┌─ Given data
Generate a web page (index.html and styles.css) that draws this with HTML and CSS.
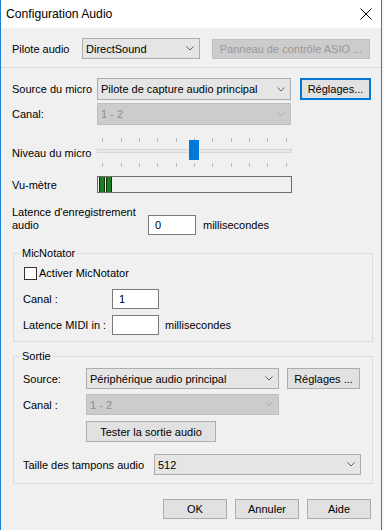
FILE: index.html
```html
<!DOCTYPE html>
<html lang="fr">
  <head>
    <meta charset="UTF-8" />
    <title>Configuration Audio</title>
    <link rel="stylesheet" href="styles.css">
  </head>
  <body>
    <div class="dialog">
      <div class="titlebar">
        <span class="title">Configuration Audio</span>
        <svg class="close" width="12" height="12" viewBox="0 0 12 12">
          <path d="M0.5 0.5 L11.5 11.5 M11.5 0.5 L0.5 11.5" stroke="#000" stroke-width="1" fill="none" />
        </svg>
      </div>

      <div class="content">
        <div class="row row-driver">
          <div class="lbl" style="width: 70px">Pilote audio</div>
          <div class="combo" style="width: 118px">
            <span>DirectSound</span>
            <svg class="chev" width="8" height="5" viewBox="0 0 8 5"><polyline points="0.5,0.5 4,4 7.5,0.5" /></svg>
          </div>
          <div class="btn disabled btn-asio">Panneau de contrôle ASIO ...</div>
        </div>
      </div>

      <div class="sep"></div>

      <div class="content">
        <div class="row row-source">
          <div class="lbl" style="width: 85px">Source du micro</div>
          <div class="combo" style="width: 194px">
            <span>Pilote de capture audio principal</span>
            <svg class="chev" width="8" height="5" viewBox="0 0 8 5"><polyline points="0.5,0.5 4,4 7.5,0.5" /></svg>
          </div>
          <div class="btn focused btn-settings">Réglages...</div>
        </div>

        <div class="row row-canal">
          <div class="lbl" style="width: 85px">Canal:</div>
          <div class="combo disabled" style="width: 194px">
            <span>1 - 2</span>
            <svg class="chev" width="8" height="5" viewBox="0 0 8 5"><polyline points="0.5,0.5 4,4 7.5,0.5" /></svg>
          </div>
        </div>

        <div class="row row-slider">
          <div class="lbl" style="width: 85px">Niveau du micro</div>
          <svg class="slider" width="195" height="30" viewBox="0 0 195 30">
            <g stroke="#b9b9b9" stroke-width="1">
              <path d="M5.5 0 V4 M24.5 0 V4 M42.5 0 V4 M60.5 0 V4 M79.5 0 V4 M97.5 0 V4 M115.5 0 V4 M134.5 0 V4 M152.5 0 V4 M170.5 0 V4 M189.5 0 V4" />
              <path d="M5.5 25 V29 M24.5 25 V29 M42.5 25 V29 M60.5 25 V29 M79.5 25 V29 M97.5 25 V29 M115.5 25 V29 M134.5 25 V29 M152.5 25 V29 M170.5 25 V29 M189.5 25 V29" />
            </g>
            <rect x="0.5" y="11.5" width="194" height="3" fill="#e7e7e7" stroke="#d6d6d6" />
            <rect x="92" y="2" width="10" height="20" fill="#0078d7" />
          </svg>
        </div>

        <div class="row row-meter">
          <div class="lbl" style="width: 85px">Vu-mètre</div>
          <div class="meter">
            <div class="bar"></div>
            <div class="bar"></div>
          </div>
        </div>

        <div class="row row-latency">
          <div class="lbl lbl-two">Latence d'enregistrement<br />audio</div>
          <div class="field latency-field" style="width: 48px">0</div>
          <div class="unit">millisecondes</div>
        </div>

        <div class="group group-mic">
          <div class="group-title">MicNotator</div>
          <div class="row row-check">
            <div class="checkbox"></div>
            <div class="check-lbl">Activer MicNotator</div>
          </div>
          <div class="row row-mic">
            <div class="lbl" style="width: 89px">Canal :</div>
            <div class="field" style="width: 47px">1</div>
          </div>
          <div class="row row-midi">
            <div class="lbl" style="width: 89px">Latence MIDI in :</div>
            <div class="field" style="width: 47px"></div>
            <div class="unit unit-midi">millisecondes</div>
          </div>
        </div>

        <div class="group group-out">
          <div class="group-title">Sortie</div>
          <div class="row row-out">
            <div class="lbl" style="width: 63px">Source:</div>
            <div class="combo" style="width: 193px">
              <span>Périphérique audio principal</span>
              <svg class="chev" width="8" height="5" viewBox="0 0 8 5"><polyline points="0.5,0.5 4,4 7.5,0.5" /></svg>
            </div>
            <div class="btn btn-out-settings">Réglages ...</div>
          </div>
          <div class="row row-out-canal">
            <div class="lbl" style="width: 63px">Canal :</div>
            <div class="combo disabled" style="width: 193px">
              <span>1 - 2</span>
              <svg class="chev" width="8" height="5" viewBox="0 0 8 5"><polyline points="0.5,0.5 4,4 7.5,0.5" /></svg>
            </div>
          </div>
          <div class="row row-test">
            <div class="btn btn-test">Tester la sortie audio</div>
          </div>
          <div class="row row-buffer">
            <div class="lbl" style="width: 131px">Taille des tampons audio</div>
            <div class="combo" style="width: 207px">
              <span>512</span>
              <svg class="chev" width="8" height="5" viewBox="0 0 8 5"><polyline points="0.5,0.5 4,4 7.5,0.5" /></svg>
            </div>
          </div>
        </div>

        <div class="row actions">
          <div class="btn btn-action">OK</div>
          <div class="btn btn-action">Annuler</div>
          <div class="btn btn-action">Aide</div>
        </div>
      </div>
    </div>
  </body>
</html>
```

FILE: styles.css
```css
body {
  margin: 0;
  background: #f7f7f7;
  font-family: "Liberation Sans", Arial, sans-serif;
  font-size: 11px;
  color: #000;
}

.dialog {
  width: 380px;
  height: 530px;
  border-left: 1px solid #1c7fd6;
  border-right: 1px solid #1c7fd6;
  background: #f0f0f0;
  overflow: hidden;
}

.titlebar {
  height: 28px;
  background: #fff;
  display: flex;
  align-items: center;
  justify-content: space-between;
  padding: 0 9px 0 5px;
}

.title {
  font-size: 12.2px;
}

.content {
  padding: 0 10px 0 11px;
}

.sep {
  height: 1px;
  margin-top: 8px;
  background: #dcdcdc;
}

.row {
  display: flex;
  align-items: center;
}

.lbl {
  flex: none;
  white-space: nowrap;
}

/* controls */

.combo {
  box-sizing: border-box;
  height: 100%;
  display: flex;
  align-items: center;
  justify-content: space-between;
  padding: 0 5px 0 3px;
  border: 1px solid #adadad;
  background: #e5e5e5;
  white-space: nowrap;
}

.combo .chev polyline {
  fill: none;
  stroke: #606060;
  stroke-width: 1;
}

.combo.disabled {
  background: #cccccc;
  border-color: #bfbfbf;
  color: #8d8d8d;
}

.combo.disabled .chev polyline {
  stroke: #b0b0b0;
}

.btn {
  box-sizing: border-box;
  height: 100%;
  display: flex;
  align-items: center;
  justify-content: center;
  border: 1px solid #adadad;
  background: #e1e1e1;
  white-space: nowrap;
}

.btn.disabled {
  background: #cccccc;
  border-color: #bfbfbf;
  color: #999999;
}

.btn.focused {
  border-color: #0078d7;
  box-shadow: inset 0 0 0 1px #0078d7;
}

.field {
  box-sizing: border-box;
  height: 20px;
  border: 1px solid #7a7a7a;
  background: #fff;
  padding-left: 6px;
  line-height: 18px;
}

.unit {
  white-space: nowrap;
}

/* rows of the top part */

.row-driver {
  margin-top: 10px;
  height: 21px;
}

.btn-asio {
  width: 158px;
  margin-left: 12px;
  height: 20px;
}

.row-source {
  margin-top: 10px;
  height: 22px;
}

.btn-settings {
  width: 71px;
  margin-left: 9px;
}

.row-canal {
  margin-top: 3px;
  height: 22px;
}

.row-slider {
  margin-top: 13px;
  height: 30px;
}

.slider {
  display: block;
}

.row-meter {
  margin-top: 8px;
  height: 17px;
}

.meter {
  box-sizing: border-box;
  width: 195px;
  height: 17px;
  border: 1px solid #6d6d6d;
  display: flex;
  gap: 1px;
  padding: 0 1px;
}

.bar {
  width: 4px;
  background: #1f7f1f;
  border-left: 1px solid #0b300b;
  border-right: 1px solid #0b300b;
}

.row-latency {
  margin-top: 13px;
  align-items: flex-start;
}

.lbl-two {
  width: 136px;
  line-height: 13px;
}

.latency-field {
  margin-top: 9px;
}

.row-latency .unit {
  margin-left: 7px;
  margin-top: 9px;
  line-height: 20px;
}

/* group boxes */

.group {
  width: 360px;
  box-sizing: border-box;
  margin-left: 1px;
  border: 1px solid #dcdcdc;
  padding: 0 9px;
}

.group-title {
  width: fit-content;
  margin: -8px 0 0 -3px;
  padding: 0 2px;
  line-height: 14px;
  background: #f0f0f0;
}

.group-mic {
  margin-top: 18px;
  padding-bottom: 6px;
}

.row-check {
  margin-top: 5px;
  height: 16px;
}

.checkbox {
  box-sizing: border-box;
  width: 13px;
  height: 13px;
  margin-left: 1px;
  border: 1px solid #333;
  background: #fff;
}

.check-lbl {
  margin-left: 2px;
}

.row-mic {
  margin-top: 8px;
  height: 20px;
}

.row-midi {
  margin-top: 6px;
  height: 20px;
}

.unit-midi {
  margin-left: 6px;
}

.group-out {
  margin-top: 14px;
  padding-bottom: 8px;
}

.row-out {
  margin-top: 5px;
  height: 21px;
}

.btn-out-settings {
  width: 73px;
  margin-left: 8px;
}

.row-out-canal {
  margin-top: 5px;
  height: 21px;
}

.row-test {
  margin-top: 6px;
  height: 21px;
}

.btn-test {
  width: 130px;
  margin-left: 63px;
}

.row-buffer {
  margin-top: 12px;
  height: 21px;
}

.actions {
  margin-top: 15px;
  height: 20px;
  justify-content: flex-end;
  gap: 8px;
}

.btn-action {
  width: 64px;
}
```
└─
┌─ Given data
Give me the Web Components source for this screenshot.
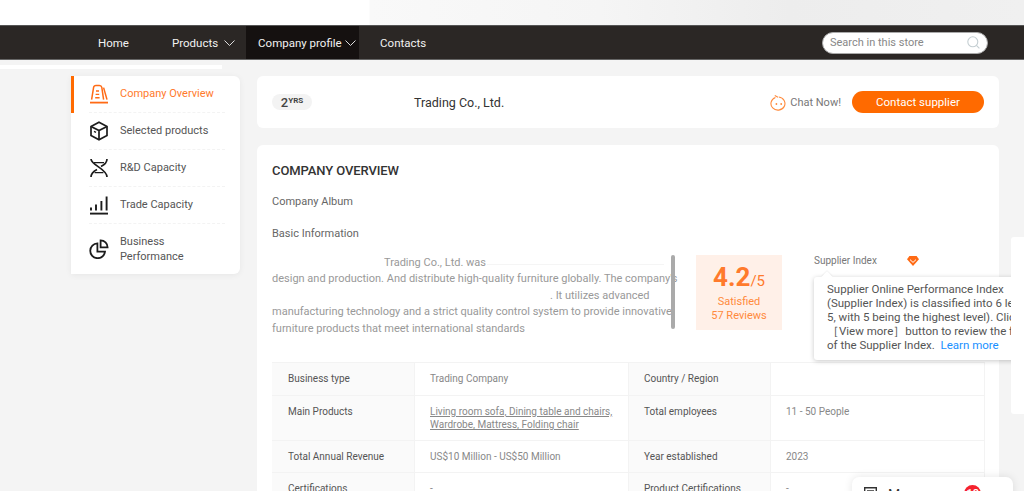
└─
Exercise:
Show the lines of the data that hold the word "this".

Reply:
Generate a web page (index.html and styles.css) that draws this with HTML and CSS.
Give me the Web Components source for this screenshot.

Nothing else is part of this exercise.